Der Mitteilung des jugoslawischen Versicherungsträgers in der Begründung des Bescheides vom 3.12.1990, daß dieser die Einleitung eines Verfahrens beim österreichischen Versicherungsträger veranlassen werde kommt für die hier zu entscheidende Frage keine Bedeutung zu. Auch wenn der Kläger im Hinblick auf diese Ausführungen darauf vertraute, daß nunmehr ein Verfahren über seinen österreichischen Pensionsanspruch eingeleitet werde, konnte dies eine Antragstellung durch ihn nicht ersetzen. Dafür, daß der jugoslawische Versicherungsträger bei seiner Mitteilung im Vollmachtsnamen des Klägers aufgetreten wäre, ergibt sich keinerlei Anhaltspunkt.
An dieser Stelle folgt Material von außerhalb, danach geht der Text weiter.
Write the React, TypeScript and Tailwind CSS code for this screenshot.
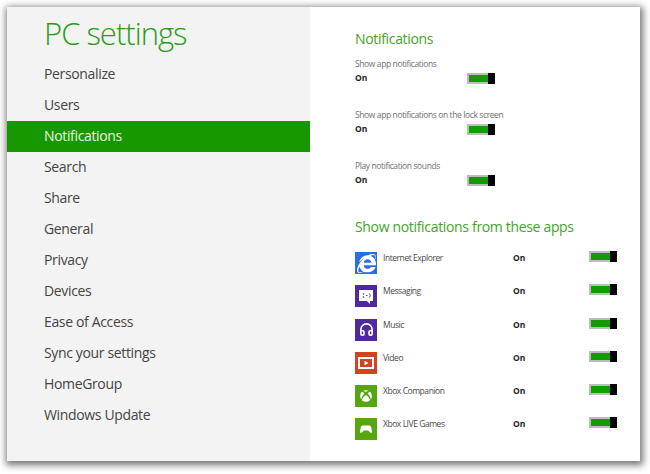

Aus der Mitteilung ergab sich vielmehr nur, daß der jugoslawische Versicherungsträger die nach dem Abkommen vorgesehene Verständigung des österreichischen Versicherungsträgers vornehmen werde. Im Hinblick darauf, daß der seinerzeit in Jugoslawien gestellte Antrag des Klägers durch den Bescheid der beklagten Partei vom 12.9.1988 bereits erledigt war, hätte es zur Einleitung eines Verfahrens bei der beklagten Partei aber eines Antrages des Klägers bedurft. Ein solcher wurde jedoch nach der bescheidmäßigen Erledigung vom 12.9.1988 erstmals am 20.9.1994 gestellt. Die Vorinstanzen haben daher den Anspruch des Klägers auf Gewährung der Alterspension für die Zeit vor dem 1.10.1994 zu Recht verneint.

Die Vorinstanzen übersahen jedoch, daß gemäß § 71 Abs 1 ASGG der bekämpfte Bescheid durch die Einbringung der Klage außer Kraft trat, was auch dann der Fall ist, wenn in der Klage eine Leistung von einem früheren als von dem im Bescheid genannten Zeitpunkt an begehrt wird. Dies hat zur Folge, daß dem Klagebegehren insoweit stattzugeben gewesen wäre, als der Pensionsanspruch des Klägers nach dem Inhalt des Bescheides zu Recht besteht, weil das Urteil an die Stelle des Bescheides tritt und anderenfalls keine rechtliche Grundlage für die Leistung der Pension bestünde. In diesem Sinne war das angefochtene Urteil abzuändern.

Da die Revision des Klägers in diesem Umfang erfolgreich war, waren ihm gemäß § 77 Abs 1 Z 2 lit a ASGG die Kosten des Revisionsverfahrens zuzuerkennen.